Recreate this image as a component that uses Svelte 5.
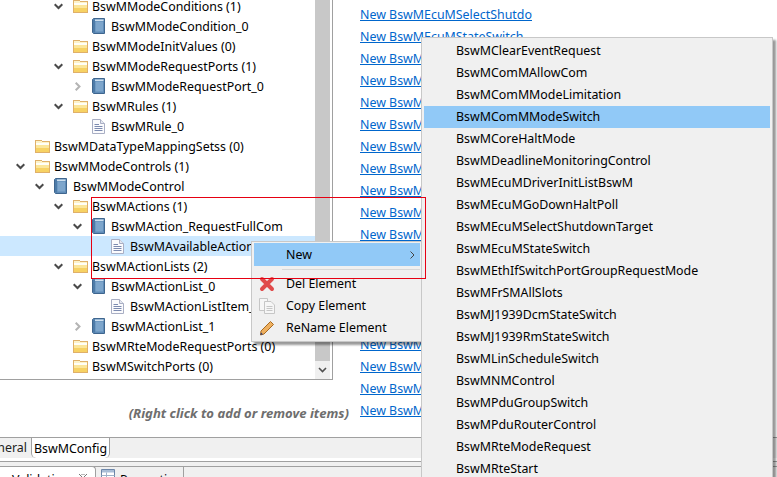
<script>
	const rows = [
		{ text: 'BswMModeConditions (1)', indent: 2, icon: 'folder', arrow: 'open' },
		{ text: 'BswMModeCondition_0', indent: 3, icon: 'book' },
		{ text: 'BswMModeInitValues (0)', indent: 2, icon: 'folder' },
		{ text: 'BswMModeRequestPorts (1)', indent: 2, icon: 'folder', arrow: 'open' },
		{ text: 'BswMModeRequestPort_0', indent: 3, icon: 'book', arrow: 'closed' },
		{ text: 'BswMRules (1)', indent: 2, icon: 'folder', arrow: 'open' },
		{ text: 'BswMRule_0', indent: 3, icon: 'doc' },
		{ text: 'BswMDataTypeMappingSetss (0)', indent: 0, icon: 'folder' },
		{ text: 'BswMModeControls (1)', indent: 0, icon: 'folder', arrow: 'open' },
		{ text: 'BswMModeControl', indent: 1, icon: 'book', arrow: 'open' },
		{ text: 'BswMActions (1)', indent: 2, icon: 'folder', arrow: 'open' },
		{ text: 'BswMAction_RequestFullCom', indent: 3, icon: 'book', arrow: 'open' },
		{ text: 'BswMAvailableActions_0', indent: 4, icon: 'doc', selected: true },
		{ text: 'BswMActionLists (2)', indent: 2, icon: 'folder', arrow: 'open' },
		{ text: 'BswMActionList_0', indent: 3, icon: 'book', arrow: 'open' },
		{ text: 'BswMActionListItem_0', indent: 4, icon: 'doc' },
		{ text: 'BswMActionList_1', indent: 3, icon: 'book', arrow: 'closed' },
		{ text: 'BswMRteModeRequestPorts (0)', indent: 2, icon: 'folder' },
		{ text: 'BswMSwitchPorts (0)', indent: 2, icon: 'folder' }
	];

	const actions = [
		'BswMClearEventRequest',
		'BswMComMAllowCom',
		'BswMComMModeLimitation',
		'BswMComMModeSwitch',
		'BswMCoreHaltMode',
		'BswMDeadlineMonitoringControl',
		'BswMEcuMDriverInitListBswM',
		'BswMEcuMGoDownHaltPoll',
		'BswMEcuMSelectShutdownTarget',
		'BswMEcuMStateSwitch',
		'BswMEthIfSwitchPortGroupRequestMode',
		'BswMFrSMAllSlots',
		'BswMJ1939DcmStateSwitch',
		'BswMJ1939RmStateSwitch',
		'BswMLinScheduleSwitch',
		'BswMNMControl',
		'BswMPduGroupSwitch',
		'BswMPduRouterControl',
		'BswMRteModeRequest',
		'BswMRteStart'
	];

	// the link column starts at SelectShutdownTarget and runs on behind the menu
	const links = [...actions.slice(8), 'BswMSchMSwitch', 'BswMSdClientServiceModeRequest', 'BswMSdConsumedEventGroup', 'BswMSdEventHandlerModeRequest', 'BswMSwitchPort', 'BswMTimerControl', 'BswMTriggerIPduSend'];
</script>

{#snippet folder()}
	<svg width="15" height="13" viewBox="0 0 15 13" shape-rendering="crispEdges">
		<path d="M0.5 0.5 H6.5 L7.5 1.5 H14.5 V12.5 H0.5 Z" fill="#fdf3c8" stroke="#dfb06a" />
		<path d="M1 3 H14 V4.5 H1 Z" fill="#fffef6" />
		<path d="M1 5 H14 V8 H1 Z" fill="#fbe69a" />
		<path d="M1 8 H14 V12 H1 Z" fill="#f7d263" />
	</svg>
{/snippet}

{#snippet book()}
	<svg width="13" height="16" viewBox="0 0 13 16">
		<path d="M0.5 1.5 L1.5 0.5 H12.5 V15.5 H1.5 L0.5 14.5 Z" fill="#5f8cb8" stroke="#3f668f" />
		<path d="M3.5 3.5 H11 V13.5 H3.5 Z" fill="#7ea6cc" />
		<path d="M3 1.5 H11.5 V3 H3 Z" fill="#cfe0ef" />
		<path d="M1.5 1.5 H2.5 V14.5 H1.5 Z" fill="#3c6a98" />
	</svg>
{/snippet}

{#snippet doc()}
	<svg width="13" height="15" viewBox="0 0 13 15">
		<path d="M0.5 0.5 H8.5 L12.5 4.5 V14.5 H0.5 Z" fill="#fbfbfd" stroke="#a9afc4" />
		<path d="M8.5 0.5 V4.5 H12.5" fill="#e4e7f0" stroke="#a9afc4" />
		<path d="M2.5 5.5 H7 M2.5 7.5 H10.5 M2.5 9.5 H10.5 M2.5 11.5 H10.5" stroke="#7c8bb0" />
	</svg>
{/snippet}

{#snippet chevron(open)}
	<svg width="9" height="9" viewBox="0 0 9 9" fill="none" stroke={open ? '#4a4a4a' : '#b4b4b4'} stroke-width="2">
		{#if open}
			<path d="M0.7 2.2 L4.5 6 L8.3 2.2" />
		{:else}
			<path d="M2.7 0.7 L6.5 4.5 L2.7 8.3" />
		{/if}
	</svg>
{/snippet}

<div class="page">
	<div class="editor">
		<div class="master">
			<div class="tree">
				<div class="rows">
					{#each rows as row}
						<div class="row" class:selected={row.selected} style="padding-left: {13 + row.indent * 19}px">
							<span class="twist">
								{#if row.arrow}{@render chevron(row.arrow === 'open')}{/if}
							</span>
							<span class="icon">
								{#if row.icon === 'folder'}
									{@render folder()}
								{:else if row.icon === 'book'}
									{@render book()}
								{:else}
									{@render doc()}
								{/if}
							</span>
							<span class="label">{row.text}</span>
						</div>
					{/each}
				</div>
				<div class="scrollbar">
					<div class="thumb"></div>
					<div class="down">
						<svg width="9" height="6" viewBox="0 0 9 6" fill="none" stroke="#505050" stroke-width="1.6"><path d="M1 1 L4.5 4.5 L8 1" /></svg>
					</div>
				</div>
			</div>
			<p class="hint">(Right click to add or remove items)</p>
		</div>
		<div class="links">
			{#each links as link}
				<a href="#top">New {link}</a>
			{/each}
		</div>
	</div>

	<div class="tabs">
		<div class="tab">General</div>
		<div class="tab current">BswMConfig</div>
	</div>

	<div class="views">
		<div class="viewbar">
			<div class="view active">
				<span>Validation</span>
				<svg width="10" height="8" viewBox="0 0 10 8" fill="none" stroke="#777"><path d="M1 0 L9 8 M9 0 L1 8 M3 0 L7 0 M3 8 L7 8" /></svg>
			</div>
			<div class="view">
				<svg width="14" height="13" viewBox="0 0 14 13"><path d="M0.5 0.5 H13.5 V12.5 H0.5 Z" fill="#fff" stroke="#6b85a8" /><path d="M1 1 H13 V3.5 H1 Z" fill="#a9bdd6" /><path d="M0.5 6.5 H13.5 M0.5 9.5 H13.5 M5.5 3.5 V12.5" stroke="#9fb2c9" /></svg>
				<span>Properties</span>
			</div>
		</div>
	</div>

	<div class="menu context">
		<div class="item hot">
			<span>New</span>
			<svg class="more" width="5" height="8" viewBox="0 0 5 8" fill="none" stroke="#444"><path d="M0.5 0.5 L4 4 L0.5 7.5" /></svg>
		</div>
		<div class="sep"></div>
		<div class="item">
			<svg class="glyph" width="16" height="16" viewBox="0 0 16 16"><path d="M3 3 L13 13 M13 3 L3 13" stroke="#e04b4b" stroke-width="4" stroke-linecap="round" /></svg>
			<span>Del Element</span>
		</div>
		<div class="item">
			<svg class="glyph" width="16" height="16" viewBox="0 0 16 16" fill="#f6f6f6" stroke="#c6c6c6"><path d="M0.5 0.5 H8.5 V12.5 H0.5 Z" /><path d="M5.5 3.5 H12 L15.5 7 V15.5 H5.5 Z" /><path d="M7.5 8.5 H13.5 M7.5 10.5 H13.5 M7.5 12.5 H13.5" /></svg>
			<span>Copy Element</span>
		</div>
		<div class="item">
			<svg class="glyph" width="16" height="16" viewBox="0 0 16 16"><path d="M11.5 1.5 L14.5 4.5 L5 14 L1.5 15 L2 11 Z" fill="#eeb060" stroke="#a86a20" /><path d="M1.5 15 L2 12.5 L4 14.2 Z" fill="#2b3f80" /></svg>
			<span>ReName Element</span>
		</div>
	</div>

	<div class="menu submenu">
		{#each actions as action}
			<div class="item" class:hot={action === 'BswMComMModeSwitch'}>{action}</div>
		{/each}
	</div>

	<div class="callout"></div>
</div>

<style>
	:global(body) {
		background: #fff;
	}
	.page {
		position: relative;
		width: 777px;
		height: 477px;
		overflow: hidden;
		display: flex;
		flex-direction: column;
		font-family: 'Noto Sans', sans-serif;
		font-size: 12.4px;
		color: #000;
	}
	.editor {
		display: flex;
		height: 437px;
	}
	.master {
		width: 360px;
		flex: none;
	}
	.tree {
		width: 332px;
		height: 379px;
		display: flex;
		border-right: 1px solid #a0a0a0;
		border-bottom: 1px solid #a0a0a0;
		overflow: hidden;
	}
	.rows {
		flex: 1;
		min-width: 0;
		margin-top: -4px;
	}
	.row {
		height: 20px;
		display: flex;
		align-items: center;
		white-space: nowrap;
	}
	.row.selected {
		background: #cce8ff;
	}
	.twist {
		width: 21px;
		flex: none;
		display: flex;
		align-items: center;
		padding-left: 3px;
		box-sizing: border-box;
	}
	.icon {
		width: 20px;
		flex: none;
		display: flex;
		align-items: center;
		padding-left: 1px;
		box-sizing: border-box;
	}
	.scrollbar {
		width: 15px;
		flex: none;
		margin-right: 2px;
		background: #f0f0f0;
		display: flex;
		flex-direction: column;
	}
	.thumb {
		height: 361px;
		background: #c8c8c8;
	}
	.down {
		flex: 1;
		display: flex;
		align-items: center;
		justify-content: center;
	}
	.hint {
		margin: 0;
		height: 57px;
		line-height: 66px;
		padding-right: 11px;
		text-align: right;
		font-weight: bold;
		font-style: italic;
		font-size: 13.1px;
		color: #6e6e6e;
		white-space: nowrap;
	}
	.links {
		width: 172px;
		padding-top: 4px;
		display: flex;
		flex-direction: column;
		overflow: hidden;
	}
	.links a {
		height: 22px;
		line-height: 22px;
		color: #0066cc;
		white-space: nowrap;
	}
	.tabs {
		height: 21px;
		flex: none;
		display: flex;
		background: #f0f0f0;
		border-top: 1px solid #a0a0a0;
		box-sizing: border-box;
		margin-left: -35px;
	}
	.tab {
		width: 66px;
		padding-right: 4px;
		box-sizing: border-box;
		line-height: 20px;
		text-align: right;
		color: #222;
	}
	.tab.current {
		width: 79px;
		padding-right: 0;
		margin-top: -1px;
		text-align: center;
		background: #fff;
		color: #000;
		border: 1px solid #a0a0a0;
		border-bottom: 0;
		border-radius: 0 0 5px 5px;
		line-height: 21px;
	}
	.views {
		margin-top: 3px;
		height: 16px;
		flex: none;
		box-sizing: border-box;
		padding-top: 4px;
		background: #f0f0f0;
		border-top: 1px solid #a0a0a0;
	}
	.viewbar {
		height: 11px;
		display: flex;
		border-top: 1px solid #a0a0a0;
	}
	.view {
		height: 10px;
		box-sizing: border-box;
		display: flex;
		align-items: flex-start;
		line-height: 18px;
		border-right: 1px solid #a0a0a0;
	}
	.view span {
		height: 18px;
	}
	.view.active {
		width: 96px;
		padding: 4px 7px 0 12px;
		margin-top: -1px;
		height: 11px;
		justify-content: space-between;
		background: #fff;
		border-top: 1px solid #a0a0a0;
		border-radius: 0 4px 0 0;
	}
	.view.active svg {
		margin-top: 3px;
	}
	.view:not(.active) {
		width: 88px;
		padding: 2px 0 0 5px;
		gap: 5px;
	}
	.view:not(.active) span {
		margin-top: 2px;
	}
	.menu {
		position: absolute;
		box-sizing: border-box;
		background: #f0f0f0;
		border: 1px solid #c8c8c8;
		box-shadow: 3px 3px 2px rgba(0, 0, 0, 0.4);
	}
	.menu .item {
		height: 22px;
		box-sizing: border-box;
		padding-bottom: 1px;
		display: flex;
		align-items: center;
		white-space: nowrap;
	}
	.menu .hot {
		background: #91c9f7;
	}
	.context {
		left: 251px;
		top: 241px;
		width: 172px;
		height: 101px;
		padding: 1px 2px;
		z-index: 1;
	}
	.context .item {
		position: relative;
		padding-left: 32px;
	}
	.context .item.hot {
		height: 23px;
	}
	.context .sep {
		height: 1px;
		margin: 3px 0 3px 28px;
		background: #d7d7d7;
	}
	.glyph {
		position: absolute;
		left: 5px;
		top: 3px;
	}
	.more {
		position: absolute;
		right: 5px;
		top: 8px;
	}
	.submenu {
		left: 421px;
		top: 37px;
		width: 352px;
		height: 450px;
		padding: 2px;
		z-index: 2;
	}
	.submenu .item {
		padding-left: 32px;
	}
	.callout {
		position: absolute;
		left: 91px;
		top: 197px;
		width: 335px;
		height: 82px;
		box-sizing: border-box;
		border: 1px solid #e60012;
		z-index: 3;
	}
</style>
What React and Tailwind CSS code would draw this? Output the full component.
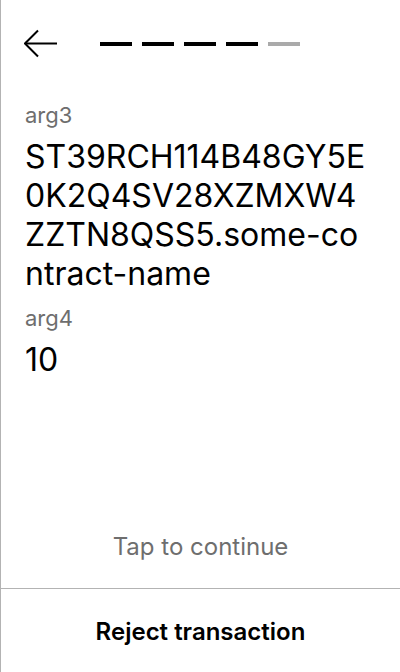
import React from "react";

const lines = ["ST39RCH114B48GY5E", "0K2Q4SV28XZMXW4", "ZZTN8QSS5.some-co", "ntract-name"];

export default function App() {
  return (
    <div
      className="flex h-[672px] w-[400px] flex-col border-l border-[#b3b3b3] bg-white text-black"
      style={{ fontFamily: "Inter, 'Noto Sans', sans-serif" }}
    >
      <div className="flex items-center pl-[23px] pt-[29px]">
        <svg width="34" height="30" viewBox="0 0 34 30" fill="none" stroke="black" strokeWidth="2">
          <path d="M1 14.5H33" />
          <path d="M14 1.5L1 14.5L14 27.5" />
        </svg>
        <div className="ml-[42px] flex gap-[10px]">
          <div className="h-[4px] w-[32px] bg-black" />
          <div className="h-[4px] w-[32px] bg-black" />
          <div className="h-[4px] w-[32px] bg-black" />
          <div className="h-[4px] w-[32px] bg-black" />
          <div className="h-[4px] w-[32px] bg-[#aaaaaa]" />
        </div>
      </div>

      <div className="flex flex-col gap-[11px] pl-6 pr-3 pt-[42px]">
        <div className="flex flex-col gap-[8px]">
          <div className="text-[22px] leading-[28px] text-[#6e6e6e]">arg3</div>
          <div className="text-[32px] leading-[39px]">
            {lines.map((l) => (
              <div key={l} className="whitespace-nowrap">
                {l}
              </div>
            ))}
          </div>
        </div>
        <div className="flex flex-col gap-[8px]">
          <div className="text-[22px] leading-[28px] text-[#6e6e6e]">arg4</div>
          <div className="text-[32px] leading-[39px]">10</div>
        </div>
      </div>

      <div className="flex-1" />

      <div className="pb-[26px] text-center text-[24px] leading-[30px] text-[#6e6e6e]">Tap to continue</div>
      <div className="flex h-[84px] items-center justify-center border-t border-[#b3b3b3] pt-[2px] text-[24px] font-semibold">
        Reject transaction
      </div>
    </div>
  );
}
-*-
• **Written request**: Reply with only the number of lines in the material above where the string "component" appears.

• **Exercise solution**: 2